* **TASK**
Records follow. Copy every line with "Generate".

* **SOURCE DATA**
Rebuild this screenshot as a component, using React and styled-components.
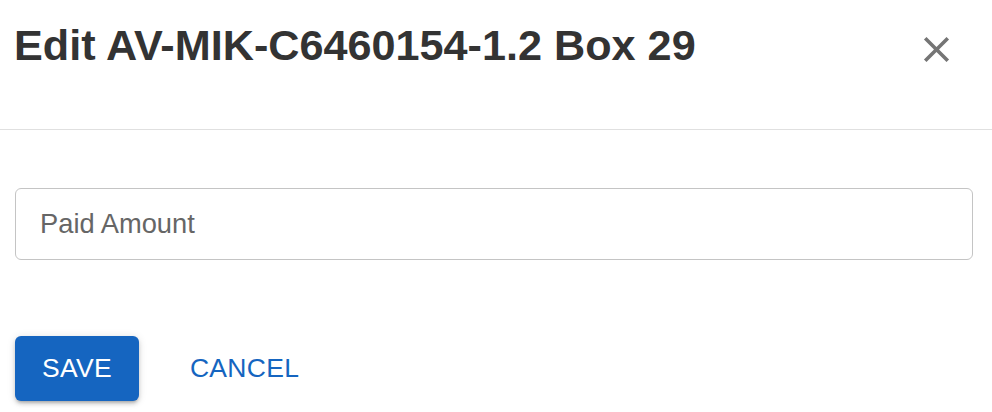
==
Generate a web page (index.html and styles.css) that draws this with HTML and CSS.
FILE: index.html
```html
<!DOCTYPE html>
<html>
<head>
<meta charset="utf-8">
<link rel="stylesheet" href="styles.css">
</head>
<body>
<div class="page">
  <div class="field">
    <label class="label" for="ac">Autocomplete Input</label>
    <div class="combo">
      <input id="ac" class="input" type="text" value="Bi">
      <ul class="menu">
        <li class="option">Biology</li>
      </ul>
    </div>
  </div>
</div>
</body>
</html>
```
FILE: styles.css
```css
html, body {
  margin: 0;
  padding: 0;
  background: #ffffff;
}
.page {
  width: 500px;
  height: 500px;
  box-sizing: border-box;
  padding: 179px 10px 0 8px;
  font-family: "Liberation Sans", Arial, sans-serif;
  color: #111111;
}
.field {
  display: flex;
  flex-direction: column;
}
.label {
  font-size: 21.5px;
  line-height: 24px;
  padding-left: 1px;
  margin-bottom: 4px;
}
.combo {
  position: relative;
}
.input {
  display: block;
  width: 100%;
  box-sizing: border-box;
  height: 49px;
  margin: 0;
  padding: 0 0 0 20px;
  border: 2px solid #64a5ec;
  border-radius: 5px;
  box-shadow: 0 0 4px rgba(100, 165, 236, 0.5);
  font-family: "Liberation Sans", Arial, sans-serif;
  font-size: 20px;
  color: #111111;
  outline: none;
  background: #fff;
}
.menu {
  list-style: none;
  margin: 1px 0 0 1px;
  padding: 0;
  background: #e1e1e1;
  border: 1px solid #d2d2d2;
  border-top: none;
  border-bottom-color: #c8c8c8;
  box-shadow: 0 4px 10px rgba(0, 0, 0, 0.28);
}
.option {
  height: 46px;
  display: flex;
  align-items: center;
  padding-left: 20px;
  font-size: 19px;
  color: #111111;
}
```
* * *
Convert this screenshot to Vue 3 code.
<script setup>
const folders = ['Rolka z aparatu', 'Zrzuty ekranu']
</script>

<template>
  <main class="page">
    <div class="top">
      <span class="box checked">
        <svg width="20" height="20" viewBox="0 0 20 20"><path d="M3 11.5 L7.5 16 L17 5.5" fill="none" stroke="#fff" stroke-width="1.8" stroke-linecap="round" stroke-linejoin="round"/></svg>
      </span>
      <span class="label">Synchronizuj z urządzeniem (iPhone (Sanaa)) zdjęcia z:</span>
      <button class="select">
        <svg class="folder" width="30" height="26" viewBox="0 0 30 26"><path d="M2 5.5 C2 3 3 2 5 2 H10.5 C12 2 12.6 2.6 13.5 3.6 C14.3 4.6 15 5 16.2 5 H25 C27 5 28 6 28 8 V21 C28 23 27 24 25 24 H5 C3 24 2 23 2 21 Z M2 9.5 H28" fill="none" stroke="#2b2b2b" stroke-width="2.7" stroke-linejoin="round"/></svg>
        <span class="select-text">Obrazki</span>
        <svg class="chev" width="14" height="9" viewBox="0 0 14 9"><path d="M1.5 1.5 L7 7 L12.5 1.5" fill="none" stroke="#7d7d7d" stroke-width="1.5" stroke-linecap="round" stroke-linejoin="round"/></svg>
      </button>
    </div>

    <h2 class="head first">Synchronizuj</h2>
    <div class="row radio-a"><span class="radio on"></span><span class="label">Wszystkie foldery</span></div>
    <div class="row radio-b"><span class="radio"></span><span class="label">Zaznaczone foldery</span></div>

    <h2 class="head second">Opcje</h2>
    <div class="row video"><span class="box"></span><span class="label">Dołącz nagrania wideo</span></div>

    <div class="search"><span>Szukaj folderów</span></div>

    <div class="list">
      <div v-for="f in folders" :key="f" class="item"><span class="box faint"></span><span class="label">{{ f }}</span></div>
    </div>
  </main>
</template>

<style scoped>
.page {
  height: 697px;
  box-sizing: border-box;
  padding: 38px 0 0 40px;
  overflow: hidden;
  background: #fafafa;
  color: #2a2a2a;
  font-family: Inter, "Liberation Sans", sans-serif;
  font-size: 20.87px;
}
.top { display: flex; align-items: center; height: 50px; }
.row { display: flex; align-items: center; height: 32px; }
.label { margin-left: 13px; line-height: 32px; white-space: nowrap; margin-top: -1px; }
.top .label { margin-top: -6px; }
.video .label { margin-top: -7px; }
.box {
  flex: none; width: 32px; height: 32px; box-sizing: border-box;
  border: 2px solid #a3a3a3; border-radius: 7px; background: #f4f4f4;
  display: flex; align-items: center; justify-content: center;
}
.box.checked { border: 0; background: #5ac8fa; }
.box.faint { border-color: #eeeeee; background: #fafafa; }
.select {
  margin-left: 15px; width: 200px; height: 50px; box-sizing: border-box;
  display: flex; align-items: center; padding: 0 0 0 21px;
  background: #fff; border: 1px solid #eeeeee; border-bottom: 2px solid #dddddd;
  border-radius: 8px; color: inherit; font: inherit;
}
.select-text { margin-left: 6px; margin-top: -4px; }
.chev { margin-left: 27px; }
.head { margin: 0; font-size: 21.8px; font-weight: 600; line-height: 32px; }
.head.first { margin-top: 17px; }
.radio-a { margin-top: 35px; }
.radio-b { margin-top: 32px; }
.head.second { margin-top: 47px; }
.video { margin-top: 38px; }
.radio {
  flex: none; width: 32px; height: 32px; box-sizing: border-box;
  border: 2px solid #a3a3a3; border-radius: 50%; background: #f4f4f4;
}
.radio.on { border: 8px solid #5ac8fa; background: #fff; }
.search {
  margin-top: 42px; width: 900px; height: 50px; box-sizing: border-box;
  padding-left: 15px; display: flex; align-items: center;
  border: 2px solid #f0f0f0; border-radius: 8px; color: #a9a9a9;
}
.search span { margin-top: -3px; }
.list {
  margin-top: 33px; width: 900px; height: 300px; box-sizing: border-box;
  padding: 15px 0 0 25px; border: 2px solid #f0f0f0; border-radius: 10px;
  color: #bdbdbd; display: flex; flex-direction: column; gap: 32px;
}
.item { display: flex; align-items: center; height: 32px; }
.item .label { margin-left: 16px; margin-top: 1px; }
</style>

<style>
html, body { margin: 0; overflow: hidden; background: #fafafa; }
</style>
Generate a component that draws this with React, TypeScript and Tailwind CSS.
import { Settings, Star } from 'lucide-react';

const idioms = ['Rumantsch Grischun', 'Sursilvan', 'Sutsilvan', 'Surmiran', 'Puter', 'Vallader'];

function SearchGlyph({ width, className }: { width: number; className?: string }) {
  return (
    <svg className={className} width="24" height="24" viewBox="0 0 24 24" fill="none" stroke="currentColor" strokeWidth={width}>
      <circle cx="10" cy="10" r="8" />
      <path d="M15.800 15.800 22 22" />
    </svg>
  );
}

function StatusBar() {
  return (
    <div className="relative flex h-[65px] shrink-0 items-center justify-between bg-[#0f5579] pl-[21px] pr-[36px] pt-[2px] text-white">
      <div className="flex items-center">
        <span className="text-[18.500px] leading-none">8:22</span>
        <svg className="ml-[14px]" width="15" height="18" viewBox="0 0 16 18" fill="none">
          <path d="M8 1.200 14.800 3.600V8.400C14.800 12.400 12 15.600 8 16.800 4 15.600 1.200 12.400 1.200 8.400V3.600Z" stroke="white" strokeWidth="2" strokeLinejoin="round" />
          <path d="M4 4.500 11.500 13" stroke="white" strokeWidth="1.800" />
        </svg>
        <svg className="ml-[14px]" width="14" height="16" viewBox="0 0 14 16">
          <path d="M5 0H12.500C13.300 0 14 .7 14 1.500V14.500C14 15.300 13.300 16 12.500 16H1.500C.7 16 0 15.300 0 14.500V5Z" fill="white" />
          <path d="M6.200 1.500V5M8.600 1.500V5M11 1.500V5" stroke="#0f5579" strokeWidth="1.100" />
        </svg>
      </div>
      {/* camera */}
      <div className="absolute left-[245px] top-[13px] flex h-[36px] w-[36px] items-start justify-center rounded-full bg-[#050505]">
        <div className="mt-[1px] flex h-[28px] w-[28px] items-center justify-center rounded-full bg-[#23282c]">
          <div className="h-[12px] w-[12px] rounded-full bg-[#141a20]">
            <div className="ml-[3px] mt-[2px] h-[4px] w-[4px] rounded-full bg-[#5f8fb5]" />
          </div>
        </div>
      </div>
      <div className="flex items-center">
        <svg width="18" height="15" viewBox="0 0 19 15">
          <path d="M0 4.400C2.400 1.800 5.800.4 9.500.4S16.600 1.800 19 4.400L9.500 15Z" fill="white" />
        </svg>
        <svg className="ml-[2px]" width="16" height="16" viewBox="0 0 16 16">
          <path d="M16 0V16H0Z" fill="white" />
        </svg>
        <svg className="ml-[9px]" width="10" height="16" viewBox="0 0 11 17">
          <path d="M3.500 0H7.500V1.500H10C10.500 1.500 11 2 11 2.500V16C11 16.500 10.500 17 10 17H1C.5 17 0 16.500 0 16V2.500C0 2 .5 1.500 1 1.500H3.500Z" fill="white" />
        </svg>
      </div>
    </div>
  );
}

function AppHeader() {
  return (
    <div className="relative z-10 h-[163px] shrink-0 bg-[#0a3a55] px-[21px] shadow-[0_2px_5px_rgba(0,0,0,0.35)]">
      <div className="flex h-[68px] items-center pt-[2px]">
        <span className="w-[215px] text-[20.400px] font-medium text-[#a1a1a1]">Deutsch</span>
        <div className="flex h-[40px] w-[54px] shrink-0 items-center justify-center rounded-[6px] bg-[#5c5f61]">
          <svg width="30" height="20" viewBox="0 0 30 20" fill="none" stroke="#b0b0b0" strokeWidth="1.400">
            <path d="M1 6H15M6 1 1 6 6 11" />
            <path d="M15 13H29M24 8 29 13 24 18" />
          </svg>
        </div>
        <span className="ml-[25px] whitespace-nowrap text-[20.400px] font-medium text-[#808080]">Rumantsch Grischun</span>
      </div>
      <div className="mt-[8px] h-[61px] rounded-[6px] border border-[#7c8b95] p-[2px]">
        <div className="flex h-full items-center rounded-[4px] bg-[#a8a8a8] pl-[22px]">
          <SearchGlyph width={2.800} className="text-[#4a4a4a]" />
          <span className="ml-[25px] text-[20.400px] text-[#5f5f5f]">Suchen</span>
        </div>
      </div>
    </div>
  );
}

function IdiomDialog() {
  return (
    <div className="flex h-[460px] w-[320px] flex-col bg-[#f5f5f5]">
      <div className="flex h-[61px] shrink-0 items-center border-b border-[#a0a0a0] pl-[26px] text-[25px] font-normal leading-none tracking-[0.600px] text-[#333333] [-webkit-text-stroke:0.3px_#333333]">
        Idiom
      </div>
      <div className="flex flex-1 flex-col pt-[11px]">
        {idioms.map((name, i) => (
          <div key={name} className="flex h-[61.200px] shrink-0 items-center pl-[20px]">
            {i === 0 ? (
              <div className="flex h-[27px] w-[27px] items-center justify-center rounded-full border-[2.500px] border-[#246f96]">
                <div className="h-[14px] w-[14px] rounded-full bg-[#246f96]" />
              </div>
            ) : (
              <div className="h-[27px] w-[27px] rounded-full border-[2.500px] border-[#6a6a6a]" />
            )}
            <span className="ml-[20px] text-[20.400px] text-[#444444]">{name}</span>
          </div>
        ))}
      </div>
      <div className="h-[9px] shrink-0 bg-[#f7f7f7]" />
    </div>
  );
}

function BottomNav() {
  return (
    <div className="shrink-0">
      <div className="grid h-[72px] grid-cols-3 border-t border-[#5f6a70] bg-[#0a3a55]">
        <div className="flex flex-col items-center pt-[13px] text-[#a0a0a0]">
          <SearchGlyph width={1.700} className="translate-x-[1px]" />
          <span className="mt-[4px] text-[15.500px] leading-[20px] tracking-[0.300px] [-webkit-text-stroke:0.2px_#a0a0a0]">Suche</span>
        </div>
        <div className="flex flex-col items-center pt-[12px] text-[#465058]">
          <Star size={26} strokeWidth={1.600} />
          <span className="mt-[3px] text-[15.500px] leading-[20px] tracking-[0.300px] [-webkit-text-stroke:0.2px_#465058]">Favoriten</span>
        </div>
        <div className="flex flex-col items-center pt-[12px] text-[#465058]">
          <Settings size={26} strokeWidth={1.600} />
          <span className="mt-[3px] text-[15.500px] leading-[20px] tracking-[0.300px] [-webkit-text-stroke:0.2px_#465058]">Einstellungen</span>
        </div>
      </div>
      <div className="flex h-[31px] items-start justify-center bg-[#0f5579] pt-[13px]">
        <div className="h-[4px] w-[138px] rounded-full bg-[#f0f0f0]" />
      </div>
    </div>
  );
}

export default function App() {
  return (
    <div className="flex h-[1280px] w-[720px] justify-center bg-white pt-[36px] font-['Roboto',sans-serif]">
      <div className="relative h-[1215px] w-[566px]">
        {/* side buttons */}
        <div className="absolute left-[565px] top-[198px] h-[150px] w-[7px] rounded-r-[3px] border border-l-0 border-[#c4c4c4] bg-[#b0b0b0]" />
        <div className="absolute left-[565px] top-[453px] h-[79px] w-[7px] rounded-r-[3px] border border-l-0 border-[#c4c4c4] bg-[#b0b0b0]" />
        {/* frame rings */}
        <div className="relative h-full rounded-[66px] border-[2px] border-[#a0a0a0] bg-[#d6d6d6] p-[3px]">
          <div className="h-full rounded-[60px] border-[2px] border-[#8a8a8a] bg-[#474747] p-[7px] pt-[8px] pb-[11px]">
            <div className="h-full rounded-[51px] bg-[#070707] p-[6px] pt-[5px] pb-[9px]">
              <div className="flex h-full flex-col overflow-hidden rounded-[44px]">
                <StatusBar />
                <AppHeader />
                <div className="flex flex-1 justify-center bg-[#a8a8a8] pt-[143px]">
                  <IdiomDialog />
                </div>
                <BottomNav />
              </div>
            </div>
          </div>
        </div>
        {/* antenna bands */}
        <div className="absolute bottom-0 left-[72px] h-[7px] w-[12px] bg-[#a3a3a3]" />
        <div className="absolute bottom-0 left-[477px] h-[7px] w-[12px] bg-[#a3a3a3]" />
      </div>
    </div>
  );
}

* **TASK OUTPUT**
Generate a web page (index.html and styles.css) that draws this with HTML and CSS.
Generate a component that draws this with React, TypeScript and Tailwind CSS.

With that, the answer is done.